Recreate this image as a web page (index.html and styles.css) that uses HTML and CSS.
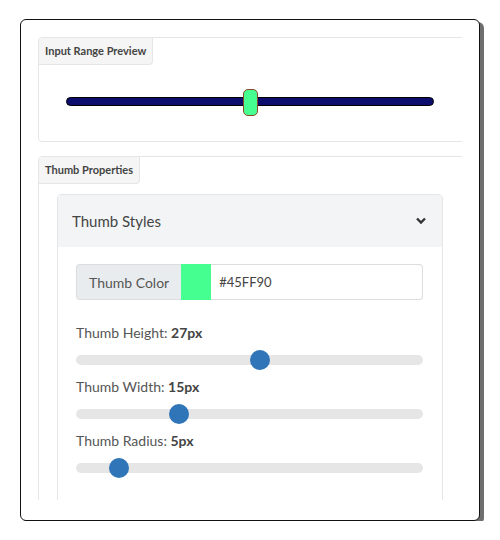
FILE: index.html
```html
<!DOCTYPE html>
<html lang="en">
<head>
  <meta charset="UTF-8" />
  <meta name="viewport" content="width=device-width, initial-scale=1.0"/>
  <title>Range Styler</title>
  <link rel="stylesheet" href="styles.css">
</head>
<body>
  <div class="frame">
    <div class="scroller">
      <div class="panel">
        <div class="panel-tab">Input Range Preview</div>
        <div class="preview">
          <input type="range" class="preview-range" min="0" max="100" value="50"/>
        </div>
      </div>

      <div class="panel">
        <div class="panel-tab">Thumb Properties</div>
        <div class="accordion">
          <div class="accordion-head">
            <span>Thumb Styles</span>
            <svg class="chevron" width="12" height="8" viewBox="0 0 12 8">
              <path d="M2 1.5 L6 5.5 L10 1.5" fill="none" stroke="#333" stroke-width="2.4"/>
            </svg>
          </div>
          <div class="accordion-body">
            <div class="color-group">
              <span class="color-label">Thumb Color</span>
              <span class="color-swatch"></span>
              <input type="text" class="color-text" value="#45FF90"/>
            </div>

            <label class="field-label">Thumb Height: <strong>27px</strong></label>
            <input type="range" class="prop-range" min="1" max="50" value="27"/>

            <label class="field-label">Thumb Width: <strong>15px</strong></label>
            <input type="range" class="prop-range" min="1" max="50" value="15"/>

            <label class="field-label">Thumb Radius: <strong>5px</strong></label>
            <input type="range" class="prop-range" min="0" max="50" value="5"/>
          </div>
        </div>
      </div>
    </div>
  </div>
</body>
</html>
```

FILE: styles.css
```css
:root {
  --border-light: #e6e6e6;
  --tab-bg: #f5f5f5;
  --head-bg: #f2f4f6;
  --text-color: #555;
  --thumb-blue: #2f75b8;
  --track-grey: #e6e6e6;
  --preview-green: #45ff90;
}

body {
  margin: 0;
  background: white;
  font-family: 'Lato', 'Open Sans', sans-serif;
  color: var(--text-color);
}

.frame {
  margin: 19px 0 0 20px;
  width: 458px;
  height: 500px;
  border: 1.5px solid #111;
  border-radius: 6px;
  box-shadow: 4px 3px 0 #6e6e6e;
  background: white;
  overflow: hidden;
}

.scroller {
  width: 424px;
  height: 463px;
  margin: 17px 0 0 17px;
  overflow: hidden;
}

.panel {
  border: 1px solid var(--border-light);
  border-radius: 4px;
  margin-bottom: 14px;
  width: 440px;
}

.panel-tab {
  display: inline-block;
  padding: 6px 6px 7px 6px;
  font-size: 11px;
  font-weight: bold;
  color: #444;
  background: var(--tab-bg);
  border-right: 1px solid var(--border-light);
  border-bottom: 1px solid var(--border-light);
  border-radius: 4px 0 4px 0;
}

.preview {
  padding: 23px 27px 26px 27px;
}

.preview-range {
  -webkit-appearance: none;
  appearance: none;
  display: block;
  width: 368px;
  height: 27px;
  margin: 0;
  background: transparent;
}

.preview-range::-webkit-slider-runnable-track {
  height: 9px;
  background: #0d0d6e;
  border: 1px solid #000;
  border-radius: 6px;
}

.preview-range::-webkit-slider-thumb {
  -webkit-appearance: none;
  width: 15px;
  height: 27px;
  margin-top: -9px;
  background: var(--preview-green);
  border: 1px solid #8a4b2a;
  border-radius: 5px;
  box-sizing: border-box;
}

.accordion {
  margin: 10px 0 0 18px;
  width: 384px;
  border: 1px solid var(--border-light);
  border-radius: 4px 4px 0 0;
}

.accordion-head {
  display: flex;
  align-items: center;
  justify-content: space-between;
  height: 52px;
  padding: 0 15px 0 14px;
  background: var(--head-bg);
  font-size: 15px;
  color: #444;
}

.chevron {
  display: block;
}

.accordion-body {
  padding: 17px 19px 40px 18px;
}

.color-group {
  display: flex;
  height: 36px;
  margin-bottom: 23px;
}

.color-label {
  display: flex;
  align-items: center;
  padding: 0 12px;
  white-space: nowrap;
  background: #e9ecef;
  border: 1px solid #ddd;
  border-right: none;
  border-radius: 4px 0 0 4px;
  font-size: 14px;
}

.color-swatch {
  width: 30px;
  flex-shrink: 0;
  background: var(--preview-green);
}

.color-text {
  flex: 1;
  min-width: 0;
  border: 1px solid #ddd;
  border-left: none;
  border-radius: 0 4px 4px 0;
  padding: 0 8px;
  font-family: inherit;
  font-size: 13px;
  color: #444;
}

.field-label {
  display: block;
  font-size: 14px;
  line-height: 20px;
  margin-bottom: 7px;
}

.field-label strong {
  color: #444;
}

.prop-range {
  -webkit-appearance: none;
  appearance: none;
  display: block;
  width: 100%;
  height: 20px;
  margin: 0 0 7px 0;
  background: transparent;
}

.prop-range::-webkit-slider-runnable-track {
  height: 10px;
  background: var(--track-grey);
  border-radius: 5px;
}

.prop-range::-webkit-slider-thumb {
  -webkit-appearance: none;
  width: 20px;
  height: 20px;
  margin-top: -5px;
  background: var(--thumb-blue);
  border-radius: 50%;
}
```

═══

REQUIREMENT. Restate the full listing verbatim and drop every picture.

COMPLETE OUTPUT.
Recreate this image as a web page (index.html and styles.css) that uses HTML and CSS.
FILE: index.html
```html
<!DOCTYPE html>
<html lang="en">
<head>
  <meta charset="UTF-8" />
  <meta name="viewport" content="width=device-width, initial-scale=1.0"/>
  <title>Range Styler</title>
  <link rel="stylesheet" href="styles.css">
</head>
<body>
  <div class="frame">
    <div class="scroller">
      <div class="panel">
        <div class="panel-tab">Input Range Preview</div>
        <div class="preview">
          <input type="range" class="preview-range" min="0" max="100" value="50"/>
        </div>
      </div>

      <div class="panel">
        <div class="panel-tab">Thumb Properties</div>
        <div class="accordion">
          <div class="accordion-head">
            <span>Thumb Styles</span>
            <svg class="chevron" width="12" height="8" viewBox="0 0 12 8">
              <path d="M2 1.5 L6 5.5 L10 1.5" fill="none" stroke="#333" stroke-width="2.4"/>
            </svg>
          </div>
          <div class="accordion-body">
            <div class="color-group">
              <span class="color-label">Thumb Color</span>
              <span class="color-swatch"></span>
              <input type="text" class="color-text" value="#45FF90"/>
            </div>

            <label class="field-label">Thumb Height: <strong>27px</strong></label>
            <input type="range" class="prop-range" min="1" max="50" value="27"/>

            <label class="field-label">Thumb Width: <strong>15px</strong></label>
            <input type="range" class="prop-range" min="1" max="50" value="15"/>

            <label class="field-label">Thumb Radius: <strong>5px</strong></label>
            <input type="range" class="prop-range" min="0" max="50" value="5"/>
          </div>
        </div>
      </div>
    </div>
  </div>
</body>
</html>
```

FILE: styles.css
```css
:root {
  --border-light: #e6e6e6;
  --tab-bg: #f5f5f5;
  --head-bg: #f2f4f6;
  --text-color: #555;
  --thumb-blue: #2f75b8;
  --track-grey: #e6e6e6;
  --preview-green: #45ff90;
}

body {
  margin: 0;
  background: white;
  font-family: 'Lato', 'Open Sans', sans-serif;
  color: var(--text-color);
}

.frame {
  margin: 19px 0 0 20px;
  width: 458px;
  height: 500px;
  border: 1.5px solid #111;
  border-radius: 6px;
  box-shadow: 4px 3px 0 #6e6e6e;
  background: white;
  overflow: hidden;
}

.scroller {
  width: 424px;
  height: 463px;
  margin: 17px 0 0 17px;
  overflow: hidden;
}

.panel {
  border: 1px solid var(--border-light);
  border-radius: 4px;
  margin-bottom: 14px;
  width: 440px;
}

.panel-tab {
  display: inline-block;
  padding: 6px 6px 7px 6px;
  font-size: 11px;
  font-weight: bold;
  color: #444;
  background: var(--tab-bg);
  border-right: 1px solid var(--border-light);
  border-bottom: 1px solid var(--border-light);
  border-radius: 4px 0 4px 0;
}

.preview {
  padding: 23px 27px 26px 27px;
}

.preview-range {
  -webkit-appearance: none;
  appearance: none;
  display: block;
  width: 368px;
  height: 27px;
  margin: 0;
  background: transparent;
}

.preview-range::-webkit-slider-runnable-track {
  height: 9px;
  background: #0d0d6e;
  border: 1px solid #000;
  border-radius: 6px;
}

.preview-range::-webkit-slider-thumb {
  -webkit-appearance: none;
  width: 15px;
  height: 27px;
  margin-top: -9px;
  background: var(--preview-green);
  border: 1px solid #8a4b2a;
  border-radius: 5px;
  box-sizing: border-box;
}

.accordion {
  margin: 10px 0 0 18px;
  width: 384px;
  border: 1px solid var(--border-light);
  border-radius: 4px 4px 0 0;
}

.accordion-head {
  display: flex;
  align-items: center;
  justify-content: space-between;
  height: 52px;
  padding: 0 15px 0 14px;
  background: var(--head-bg);
  font-size: 15px;
  color: #444;
}

.chevron {
  display: block;
}

.accordion-body {
  padding: 17px 19px 40px 18px;
}

.color-group {
  display: flex;
  height: 36px;
  margin-bottom: 23px;
}

.color-label {
  display: flex;
  align-items: center;
  padding: 0 12px;
  white-space: nowrap;
  background: #e9ecef;
  border: 1px solid #ddd;
  border-right: none;
  border-radius: 4px 0 0 4px;
  font-size: 14px;
}

.color-swatch {
  width: 30px;
  flex-shrink: 0;
  background: var(--preview-green);
}

.color-text {
  flex: 1;
  min-width: 0;
  border: 1px solid #ddd;
  border-left: none;
  border-radius: 0 4px 4px 0;
  padding: 0 8px;
  font-family: inherit;
  font-size: 13px;
  color: #444;
}

.field-label {
  display: block;
  font-size: 14px;
  line-height: 20px;
  margin-bottom: 7px;
}

.field-label strong {
  color: #444;
}

.prop-range {
  -webkit-appearance: none;
  appearance: none;
  display: block;
  width: 100%;
  height: 20px;
  margin: 0 0 7px 0;
  background: transparent;
}

.prop-range::-webkit-slider-runnable-track {
  height: 10px;
  background: var(--track-grey);
  border-radius: 5px;
}

.prop-range::-webkit-slider-thumb {
  -webkit-appearance: none;
  width: 20px;
  height: 20px;
  margin-top: -5px;
  background: var(--thumb-blue);
  border-radius: 50%;
}
```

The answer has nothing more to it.